-- Begin --
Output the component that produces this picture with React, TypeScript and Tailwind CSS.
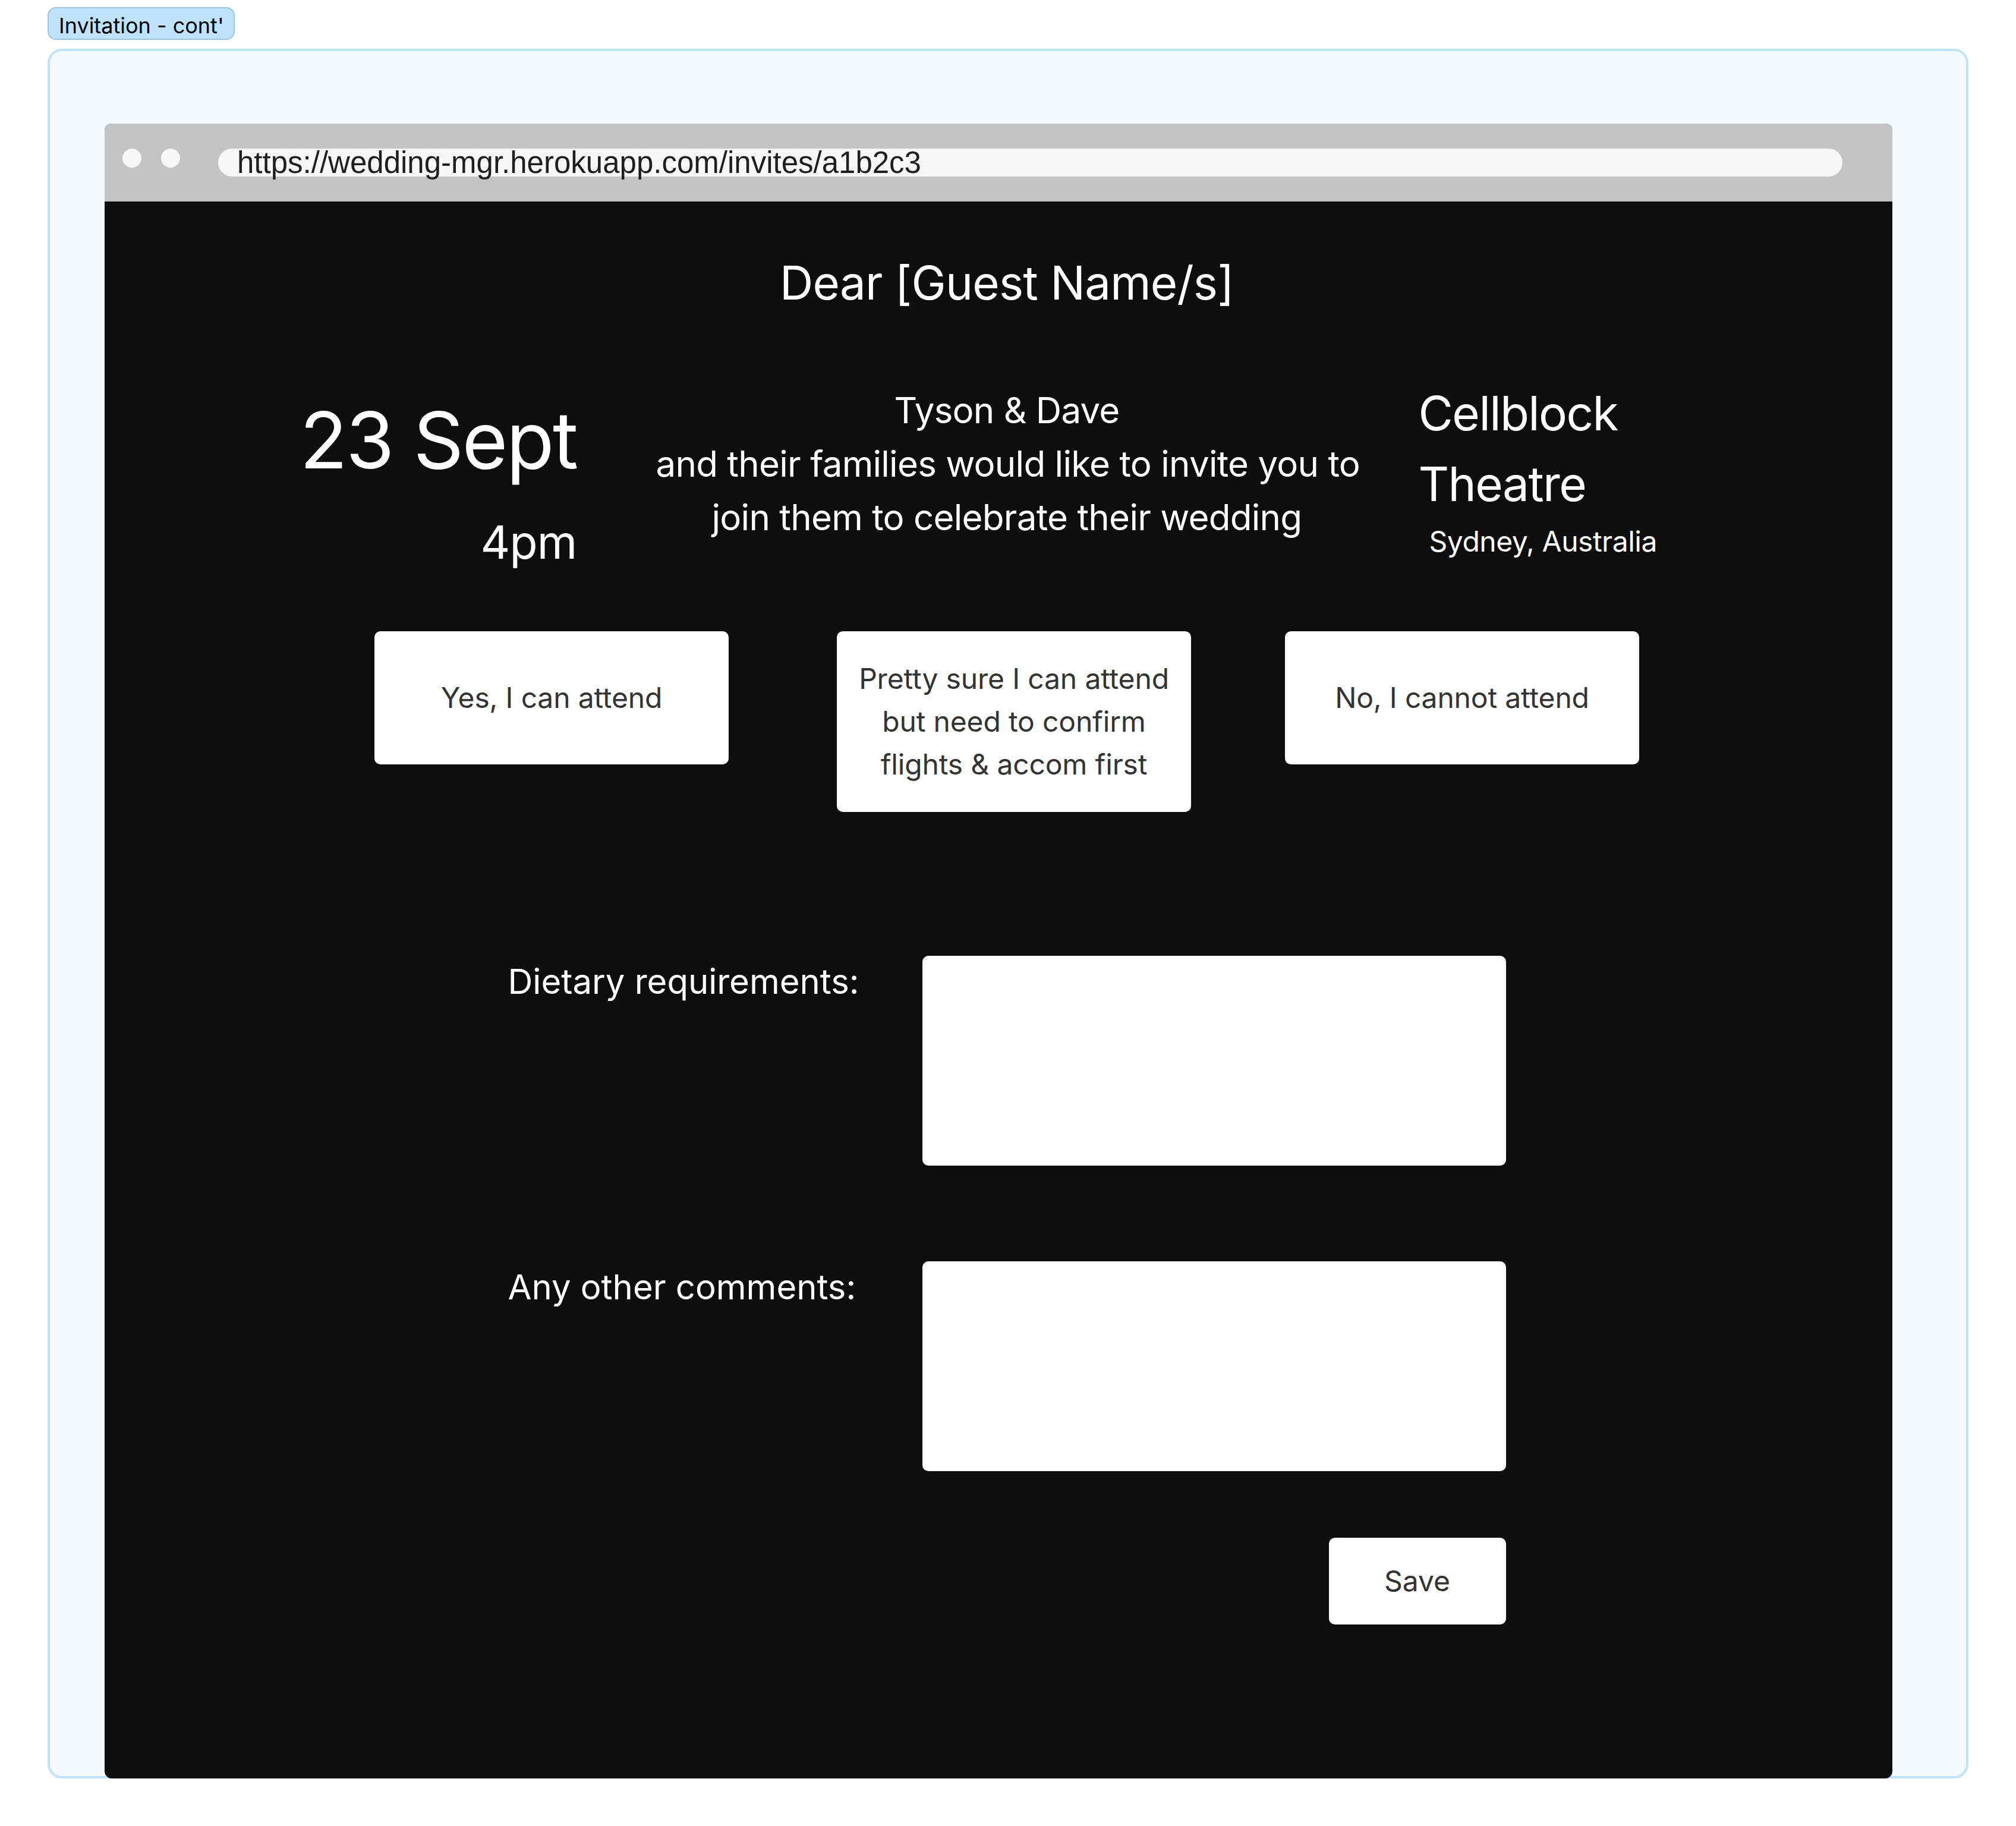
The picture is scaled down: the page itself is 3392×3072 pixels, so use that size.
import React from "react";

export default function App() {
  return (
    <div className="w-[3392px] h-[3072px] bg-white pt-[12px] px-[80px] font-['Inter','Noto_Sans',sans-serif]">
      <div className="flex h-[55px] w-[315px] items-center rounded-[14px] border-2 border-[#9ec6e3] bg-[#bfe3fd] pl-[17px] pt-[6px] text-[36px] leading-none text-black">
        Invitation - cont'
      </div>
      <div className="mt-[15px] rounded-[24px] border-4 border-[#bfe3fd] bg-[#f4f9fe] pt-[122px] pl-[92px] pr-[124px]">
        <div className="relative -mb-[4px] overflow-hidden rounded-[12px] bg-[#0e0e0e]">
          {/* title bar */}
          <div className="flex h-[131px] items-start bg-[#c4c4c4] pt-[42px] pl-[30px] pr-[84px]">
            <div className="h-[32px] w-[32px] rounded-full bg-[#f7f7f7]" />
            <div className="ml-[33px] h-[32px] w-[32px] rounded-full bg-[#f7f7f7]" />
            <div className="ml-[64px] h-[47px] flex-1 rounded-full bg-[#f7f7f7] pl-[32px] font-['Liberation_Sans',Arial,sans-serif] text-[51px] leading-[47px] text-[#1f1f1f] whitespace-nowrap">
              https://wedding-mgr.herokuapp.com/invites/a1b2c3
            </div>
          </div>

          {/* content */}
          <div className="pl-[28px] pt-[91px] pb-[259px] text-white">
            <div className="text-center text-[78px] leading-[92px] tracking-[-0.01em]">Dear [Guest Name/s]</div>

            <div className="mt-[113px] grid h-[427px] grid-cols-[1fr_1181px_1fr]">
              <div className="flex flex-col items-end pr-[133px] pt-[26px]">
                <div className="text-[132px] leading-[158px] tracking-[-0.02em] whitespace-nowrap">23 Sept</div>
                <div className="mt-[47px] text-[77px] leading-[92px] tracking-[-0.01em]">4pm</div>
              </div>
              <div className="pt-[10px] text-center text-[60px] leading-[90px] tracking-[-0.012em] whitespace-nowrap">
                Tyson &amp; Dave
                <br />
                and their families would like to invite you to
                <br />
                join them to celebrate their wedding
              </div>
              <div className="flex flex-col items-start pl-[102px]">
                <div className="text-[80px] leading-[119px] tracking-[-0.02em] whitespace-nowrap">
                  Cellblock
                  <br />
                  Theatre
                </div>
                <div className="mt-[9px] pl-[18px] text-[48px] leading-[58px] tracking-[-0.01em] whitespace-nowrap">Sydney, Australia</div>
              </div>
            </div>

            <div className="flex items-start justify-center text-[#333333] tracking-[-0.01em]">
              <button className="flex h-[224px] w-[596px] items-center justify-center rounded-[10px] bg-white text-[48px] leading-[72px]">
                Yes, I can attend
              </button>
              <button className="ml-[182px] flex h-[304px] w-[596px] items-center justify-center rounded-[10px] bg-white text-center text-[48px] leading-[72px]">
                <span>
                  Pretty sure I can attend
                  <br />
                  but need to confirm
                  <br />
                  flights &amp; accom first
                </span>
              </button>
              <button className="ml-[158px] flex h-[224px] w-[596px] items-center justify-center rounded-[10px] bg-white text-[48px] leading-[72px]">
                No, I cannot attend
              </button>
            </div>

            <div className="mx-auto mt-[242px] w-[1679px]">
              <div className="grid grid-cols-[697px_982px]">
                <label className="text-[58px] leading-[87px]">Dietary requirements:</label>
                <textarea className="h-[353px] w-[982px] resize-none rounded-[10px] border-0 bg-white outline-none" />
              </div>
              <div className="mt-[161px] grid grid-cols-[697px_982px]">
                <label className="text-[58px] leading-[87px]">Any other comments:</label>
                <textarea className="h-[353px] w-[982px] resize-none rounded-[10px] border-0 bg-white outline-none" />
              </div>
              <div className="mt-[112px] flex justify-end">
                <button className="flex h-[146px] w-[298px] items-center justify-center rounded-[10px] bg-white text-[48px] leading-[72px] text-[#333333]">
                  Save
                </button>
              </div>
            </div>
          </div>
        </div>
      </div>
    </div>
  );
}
-- End --
→ **Set task**:
From the material above, reproduce everything verbatim except the pictures.

→ **Exercise result**:
Output the component that produces this picture with React, TypeScript and Tailwind CSS.
The picture is scaled down: the page itself is 3392×3072 pixels, so use that size.
import React from "react";

export default function App() {
  return (
    <div className="w-[3392px] h-[3072px] bg-white pt-[12px] px-[80px] font-['Inter','Noto_Sans',sans-serif]">
      <div className="flex h-[55px] w-[315px] items-center rounded-[14px] border-2 border-[#9ec6e3] bg-[#bfe3fd] pl-[17px] pt-[6px] text-[36px] leading-none text-black">
        Invitation - cont'
      </div>
      <div className="mt-[15px] rounded-[24px] border-4 border-[#bfe3fd] bg-[#f4f9fe] pt-[122px] pl-[92px] pr-[124px]">
        <div className="relative -mb-[4px] overflow-hidden rounded-[12px] bg-[#0e0e0e]">
          {/* title bar */}
          <div className="flex h-[131px] items-start bg-[#c4c4c4] pt-[42px] pl-[30px] pr-[84px]">
            <div className="h-[32px] w-[32px] rounded-full bg-[#f7f7f7]" />
            <div className="ml-[33px] h-[32px] w-[32px] rounded-full bg-[#f7f7f7]" />
            <div className="ml-[64px] h-[47px] flex-1 rounded-full bg-[#f7f7f7] pl-[32px] font-['Liberation_Sans',Arial,sans-serif] text-[51px] leading-[47px] text-[#1f1f1f] whitespace-nowrap">
              https://wedding-mgr.herokuapp.com/invites/a1b2c3
            </div>
          </div>

          {/* content */}
          <div className="pl-[28px] pt-[91px] pb-[259px] text-white">
            <div className="text-center text-[78px] leading-[92px] tracking-[-0.01em]">Dear [Guest Name/s]</div>

            <div className="mt-[113px] grid h-[427px] grid-cols-[1fr_1181px_1fr]">
              <div className="flex flex-col items-end pr-[133px] pt-[26px]">
                <div className="text-[132px] leading-[158px] tracking-[-0.02em] whitespace-nowrap">23 Sept</div>
                <div className="mt-[47px] text-[77px] leading-[92px] tracking-[-0.01em]">4pm</div>
              </div>
              <div className="pt-[10px] text-center text-[60px] leading-[90px] tracking-[-0.012em] whitespace-nowrap">
                Tyson &amp; Dave
                <br />
                and their families would like to invite you to
                <br />
                join them to celebrate their wedding
              </div>
              <div className="flex flex-col items-start pl-[102px]">
                <div className="text-[80px] leading-[119px] tracking-[-0.02em] whitespace-nowrap">
                  Cellblock
                  <br />
                  Theatre
                </div>
                <div className="mt-[9px] pl-[18px] text-[48px] leading-[58px] tracking-[-0.01em] whitespace-nowrap">Sydney, Australia</div>
              </div>
            </div>

            <div className="flex items-start justify-center text-[#333333] tracking-[-0.01em]">
              <button className="flex h-[224px] w-[596px] items-center justify-center rounded-[10px] bg-white text-[48px] leading-[72px]">
                Yes, I can attend
              </button>
              <button className="ml-[182px] flex h-[304px] w-[596px] items-center justify-center rounded-[10px] bg-white text-center text-[48px] leading-[72px]">
                <span>
                  Pretty sure I can attend
                  <br />
                  but need to confirm
                  <br />
                  flights &amp; accom first
                </span>
              </button>
              <button className="ml-[158px] flex h-[224px] w-[596px] items-center justify-center rounded-[10px] bg-white text-[48px] leading-[72px]">
                No, I cannot attend
              </button>
            </div>

            <div className="mx-auto mt-[242px] w-[1679px]">
              <div className="grid grid-cols-[697px_982px]">
                <label className="text-[58px] leading-[87px]">Dietary requirements:</label>
                <textarea className="h-[353px] w-[982px] resize-none rounded-[10px] border-0 bg-white outline-none" />
              </div>
              <div className="mt-[161px] grid grid-cols-[697px_982px]">
                <label className="text-[58px] leading-[87px]">Any other comments:</label>
                <textarea className="h-[353px] w-[982px] resize-none rounded-[10px] border-0 bg-white outline-none" />
              </div>
              <div className="mt-[112px] flex justify-end">
                <button className="flex h-[146px] w-[298px] items-center justify-center rounded-[10px] bg-white text-[48px] leading-[72px] text-[#333333]">
                  Save
                </button>
              </div>
            </div>
          </div>
        </div>
      </div>
    </div>
  );
}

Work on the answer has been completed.